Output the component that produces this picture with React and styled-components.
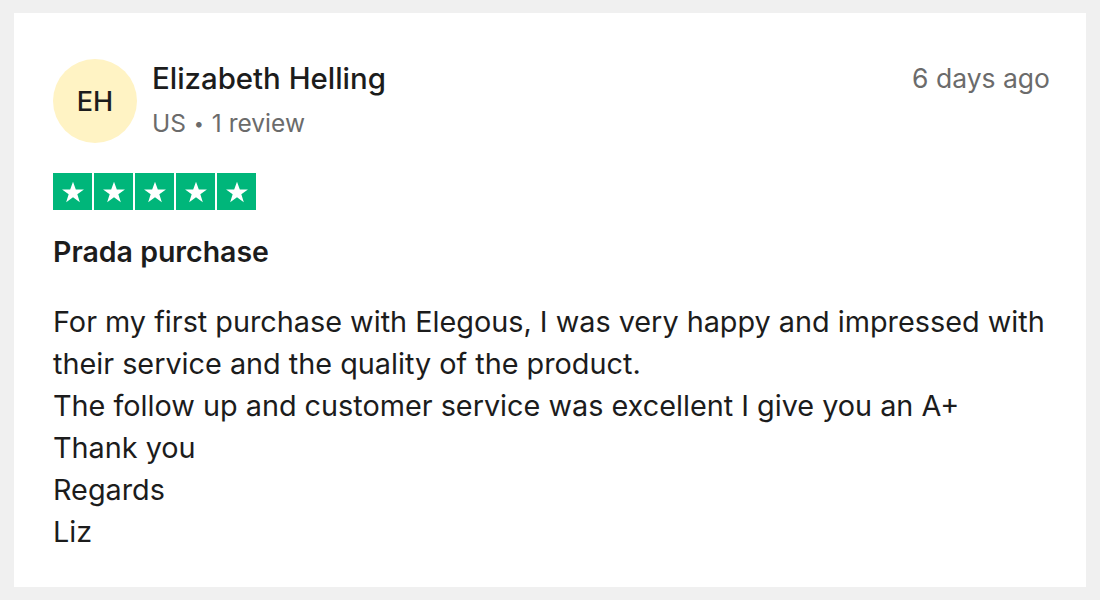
import React from 'react';
import styled, { createGlobalStyle } from 'styled-components';

const GlobalStyle = createGlobalStyle`
  html, body {
    margin: 0;
    padding: 0;
    background: #f0f0f0;
  }
  body {
    font-family: Inter, "Liberation Sans", Arial, sans-serif;
    color: #1c1c1c;
  }
`;

const Page = styled.div`
  padding: 13px 14px;
  height: 600px;
  box-sizing: border-box;
`;

const Card = styled.article`
  background: #ffffff;
  height: 574px;
  box-sizing: border-box;
  padding: 46px 36px 0 39px;
`;

const Header = styled.header`
  display: flex;
  align-items: flex-start;
`;

const Avatar = styled.div`
  width: 84px;
  height: 84px;
  border-radius: 50%;
  background: #fff3c4;
  display: flex;
  align-items: center;
  justify-content: center;
  font-size: 27px;
  font-weight: 500;
  color: #1c1c1c;
  flex-shrink: 0;
`;

const Person = styled.div`
  margin-left: 15px;
  flex: 1;
  padding-top: 2px;
`;

const Name = styled.div`
  font-size: 29.4px;
  font-weight: 500;
  line-height: 36px;
`;

const Meta = styled.div`
  font-size: 24.5px;
  color: #6b6b6b;
  line-height: 34px;
  margin-top: 9px;
`;

const Dot = styled.span`
  font-size: 18px;
  vertical-align: 2px;
  margin: 0 1px;
`;

const Date = styled.time`
  font-size: 26.5px;
  color: #6b6b6b;
  line-height: 36px;
  padding-top: 1px;
`;

const Stars = styled.div`
  display: flex;
  gap: 2px;
  margin-top: 30px;
`;

const StarBox = styled.div`
  width: 39px;
  height: 37px;
  background: #00b67a;
  display: flex;
  align-items: center;
  justify-content: center;
`;

const Title = styled.h2`
  margin: 24px 0 0;
  font-size: 28.5px;
  font-weight: 600;
  line-height: 36px;
`;

const Body = styled.p`
  margin: 31px 0 0;
  font-size: 28.8px;
  line-height: 42px;
  color: #1c1c1c;
`;

function Star() {
  return (
    <StarBox>
      <svg width="26" height="26" viewBox="0 0 24 24">
        <path
          d="M12 2.5l2.6 7.1h7.5l-6.1 4.5 2.3 7.3L12 16.9l-6.3 4.5 2.3-7.3-6.1-4.5h7.5z"
          fill="#ffffff"
        />
      </svg>
    </StarBox>
  );
}

export default function App() {
  return (
    <>
      <GlobalStyle />
      <Page>
        <Card>
          <Header>
            <Avatar>EH</Avatar>
            <Person>
              <Name>Elizabeth Helling</Name>
              <Meta>US <Dot>•</Dot> 1 review</Meta>
            </Person>
            <Date>6 days ago</Date>
          </Header>
          <Stars>
            {[0, 1, 2, 3, 4].map((i) => <Star key={i} />)}
          </Stars>
          <Title>Prada purchase</Title>
          <Body>
            For my first purchase with Elegous, I was very happy and impressed with
            <br />
            their service and the quality of the product.
            <br />
            The follow up and customer service was excellent I give you an A+
            <br />
            Thank you
            <br />
            Regards
            <br />
            Liz
          </Body>
        </Card>
      </Page>
    </>
  );
}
++++++
:: WRITTEN INSTRUCTION ::
Except for the pictures, copy the material above exactly.

:: EXERCISE ANSWER ::
Output the component that produces this picture with React and styled-components.
import React from 'react';
import styled, { createGlobalStyle } from 'styled-components';

const GlobalStyle = createGlobalStyle`
  html, body {
    margin: 0;
    padding: 0;
    background: #f0f0f0;
  }
  body {
    font-family: Inter, "Liberation Sans", Arial, sans-serif;
    color: #1c1c1c;
  }
`;

const Page = styled.div`
  padding: 13px 14px;
  height: 600px;
  box-sizing: border-box;
`;

const Card = styled.article`
  background: #ffffff;
  height: 574px;
  box-sizing: border-box;
  padding: 46px 36px 0 39px;
`;

const Header = styled.header`
  display: flex;
  align-items: flex-start;
`;

const Avatar = styled.div`
  width: 84px;
  height: 84px;
  border-radius: 50%;
  background: #fff3c4;
  display: flex;
  align-items: center;
  justify-content: center;
  font-size: 27px;
  font-weight: 500;
  color: #1c1c1c;
  flex-shrink: 0;
`;

const Person = styled.div`
  margin-left: 15px;
  flex: 1;
  padding-top: 2px;
`;

const Name = styled.div`
  font-size: 29.4px;
  font-weight: 500;
  line-height: 36px;
`;

const Meta = styled.div`
  font-size: 24.5px;
  color: #6b6b6b;
  line-height: 34px;
  margin-top: 9px;
`;

const Dot = styled.span`
  font-size: 18px;
  vertical-align: 2px;
  margin: 0 1px;
`;

const Date = styled.time`
  font-size: 26.5px;
  color: #6b6b6b;
  line-height: 36px;
  padding-top: 1px;
`;

const Stars = styled.div`
  display: flex;
  gap: 2px;
  margin-top: 30px;
`;

const StarBox = styled.div`
  width: 39px;
  height: 37px;
  background: #00b67a;
  display: flex;
  align-items: center;
  justify-content: center;
`;

const Title = styled.h2`
  margin: 24px 0 0;
  font-size: 28.5px;
  font-weight: 600;
  line-height: 36px;
`;

const Body = styled.p`
  margin: 31px 0 0;
  font-size: 28.8px;
  line-height: 42px;
  color: #1c1c1c;
`;

function Star() {
  return (
    <StarBox>
      <svg width="26" height="26" viewBox="0 0 24 24">
        <path
          d="M12 2.5l2.6 7.1h7.5l-6.1 4.5 2.3 7.3L12 16.9l-6.3 4.5 2.3-7.3-6.1-4.5h7.5z"
          fill="#ffffff"
        />
      </svg>
    </StarBox>
  );
}

export default function App() {
  return (
    <>
      <GlobalStyle />
      <Page>
        <Card>
          <Header>
            <Avatar>EH</Avatar>
            <Person>
              <Name>Elizabeth Helling</Name>
              <Meta>US <Dot>•</Dot> 1 review</Meta>
            </Person>
            <Date>6 days ago</Date>
          </Header>
          <Stars>
            {[0, 1, 2, 3, 4].map((i) => <Star key={i} />)}
          </Stars>
          <Title>Prada purchase</Title>
          <Body>
            For my first purchase with Elegous, I was very happy and impressed with
            <br />
            their service and the quality of the product.
            <br />
            The follow up and customer service was excellent I give you an A+
            <br />
            Thank you
            <br />
            Regards
            <br />
            Liz
          </Body>
        </Card>
      </Page>
    </>
  );
}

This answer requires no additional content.